Restauration « touristique »

 

Hamid 54 ans, qui venait de rentrer au café en s’attablant tranquillement, ouvre son laptop et commande un café. C’est une fille qui sert. Il n’a trouvé aucun inconvénient à répondre à nos questions : « Je peux vous dire que même si je me considère musulman, je n’ai pratiquement jamais jeûné. Heureusement que certains cafés sont ouverts. Je ne peux pas le faire chez-moi devant ma femme et mes enfants, même s’ils ne se sont jamais aperçu que je ne jeûne pas. Donc, je respecte ceux qui jeûnent comme j’exige qu’on respecte ma liberté d’agir et de penser.»

Pas question de provoquer non plus pour Hamdi, qui aimerait pouvoir faire ses choix ouvertement.
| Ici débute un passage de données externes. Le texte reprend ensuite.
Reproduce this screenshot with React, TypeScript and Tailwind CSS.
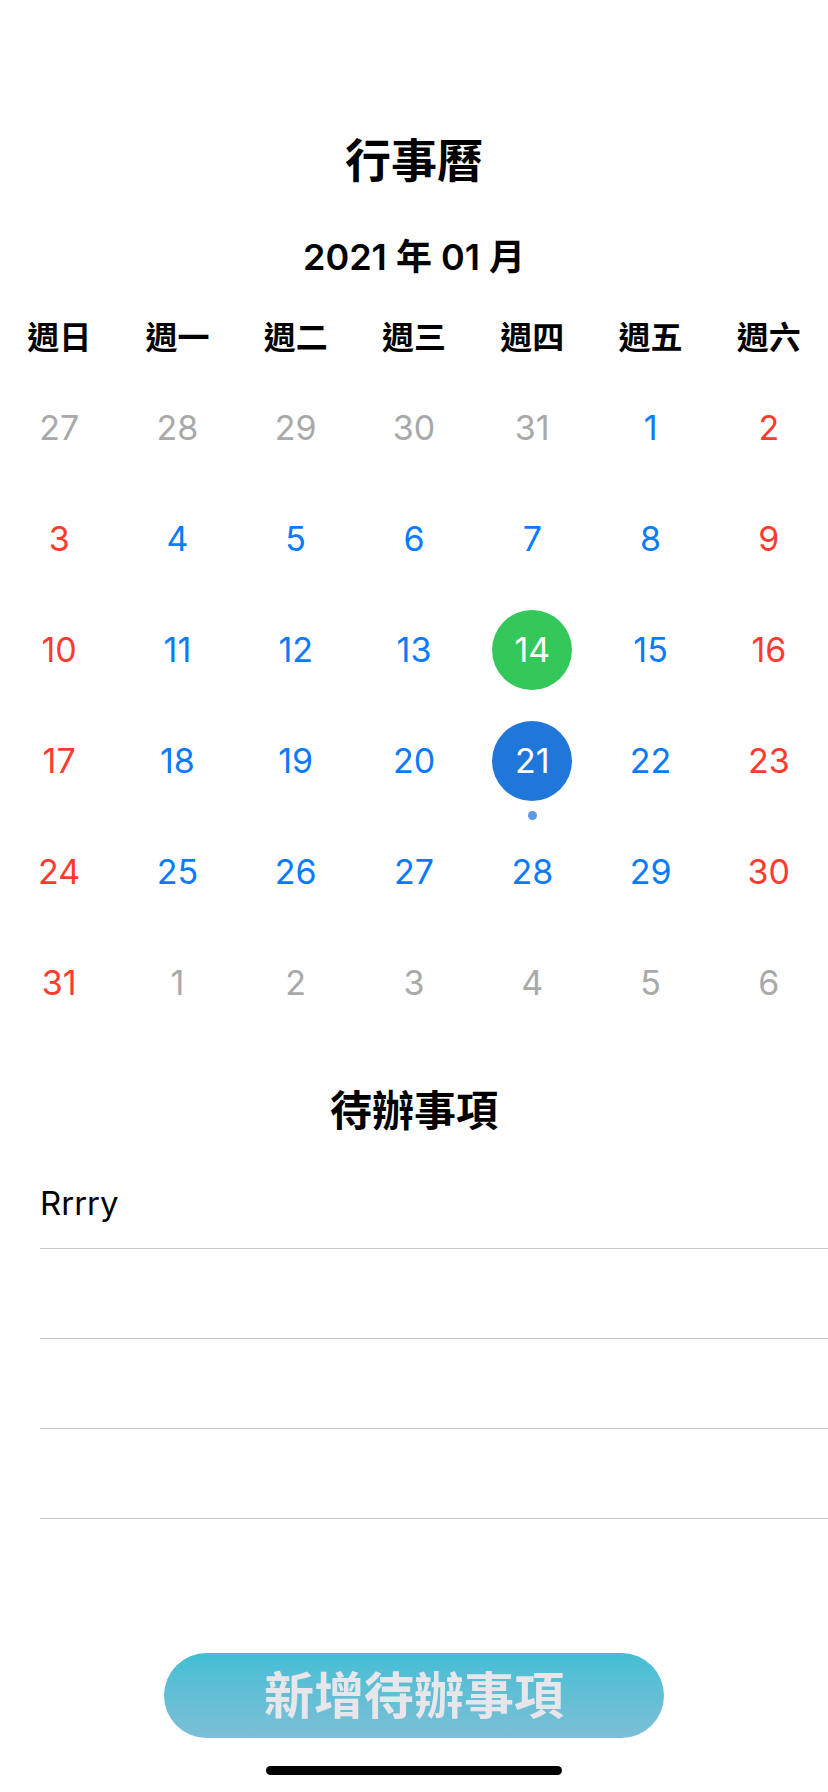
import React from 'react';

type Day = { n: number; kind: 'out' | 'weekend' | 'weekday' };

const weekdays = ['週日', '週一', '週二', '週三', '週四', '週五', '週六'];

function buildDays(): Day[] {
  const days: Day[] = [];
  [27, 28, 29, 30, 31].forEach((n) => days.push({ n, kind: 'out' }));
  for (let n = 1; n <= 31; n++) {
    const col = days.length % 7;
    days.push({ n, kind: col === 0 || col === 6 ? 'weekend' : 'weekday' });
  }
  for (let n = 1; days.length < 42; n++) days.push({ n, kind: 'out' });
  return days;
}

const todos = ['Rrrry', '', '', ''];

function DayCell({ day }: { day: Day }) {
  const isToday = day.kind !== 'out' && day.n === 14;
  const isSelected = day.kind !== 'out' && day.n === 21;

  if (isToday || isSelected) {
    return (
      <div className="relative flex h-[111px] items-center justify-center">
        <div
          className={`flex h-[80px] w-[80px] items-center justify-center rounded-full text-[34px] text-white ${
            isToday ? 'bg-[#34c759]' : 'bg-[#2176da]'
          }`}
        >
          {day.n}
        </div>
        {isSelected && (
          <div className="absolute bottom-[-4px] h-[9px] w-[9px] rounded-full bg-[#5b9be6]" />
        )}
      </div>
    );
  }

  const color =
    day.kind === 'out' ? 'text-[#a9a9a9]' : day.kind === 'weekend' ? 'text-[#ff3b30]' : 'text-[#0a7aff]';

  return (
    <div className={`flex h-[111px] items-center justify-center text-[34px] ${color}`}>{day.n}</div>
  );
}

export default function App() {
  const days = buildDays();

  return (
    <div className="relative flex h-[1792px] w-[828px] flex-col overflow-hidden bg-white font-[family-name:Inter,'Noto_Sans_CJK_TC',sans-serif] text-black">
      <h1 className="mt-[132px] text-center text-[46px] font-bold leading-[56px]">行事曆</h1>

      <div className="mt-[45px] text-center text-[36px] font-semibold leading-[48px]">2021 年 01 月</div>

      <div className="mt-[37px] grid grid-cols-7">
        {weekdays.map((w) => (
          <div key={w} className="text-center text-[32px] font-bold leading-[40px]">
            {w}
          </div>
        ))}
      </div>

      <div className="mt-[14px] grid grid-cols-7">
        {days.map((d, i) => (
          <DayCell key={i} day={d} />
        ))}
      </div>

      <h2 className="mt-[49px] text-center text-[42px] font-semibold leading-[48px]">待辦事項</h2>

      <div className="ml-[40px] mt-[24px] flex flex-col">
        {todos.map((t, i) => (
          <div key={i} className="flex h-[90px] items-center border-b border-[#c8c8c8] text-[33px]">
            {t}
          </div>
        ))}
      </div>

      <div className="mt-[134px] flex justify-center">
        <button className="h-[85px] w-[500px] rounded-full bg-gradient-to-b from-[#41bed5] to-[#7bbfd6] text-[50px] font-bold leading-none text-[#e6e6eb]">
          新增待辦事項
        </button>
      </div>

      <div className="absolute bottom-[17px] left-1/2 h-[9px] w-[296px] -translate-x-1/2 rounded-full bg-black" />
    </div>
  );
}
Car si la liberté de conscience est inscrite dans la nouvelle Constitution depuis janvier, la vivre pleinement n'est pas encore simple.

Pourtant des agents des forces de l’ordre ont opéré, mercredi dernier, une descente dans le quartier huppé d’Ennasr (Gouvernorat de l’Ariana), l’objectif étant de fermer tous les lieux de restauration ouverts, sauf ceux considérés comme «touristiques», qui gardent le droit de vendre des repas à emporter.

L’un des propriétaires de ces restaurants était perplexe : « Les policiers ont été très respectueux, ils nous ont demandé de ne servir que des menus à emporter». Pour ce qui est de l'autorisation, il indique : «Nous avons une franchise internationale, nous n’avons pas besoin d’autorisation», ajoutant : «je ne sais pas qui est derrière cette décision».

On notera cependant qu’aucune action n’a été entreprise pendant les trois premiers jours du Ramadan et que les restaurants du Lac, de la Fayette, de Bab Bhar ou du Passage continuent de travailler normalement, malgré le fait que bon nombre de ces zones ne soient pas «touristiques».

Sur le plan juridique, il n’y a pas de loi en Tunisie obligeant au jeûne. Le gouverneur de l’Ariana s’est   référé à un arrêté vieux de 30 ans qui a été décrété par le gouverneur de Tunis et qui interdit de manger ou de boire en public pendant le mois de Ramadan. Il s'agit d'une loi morte remise à l’ordre du jour par Ali Laârayedh.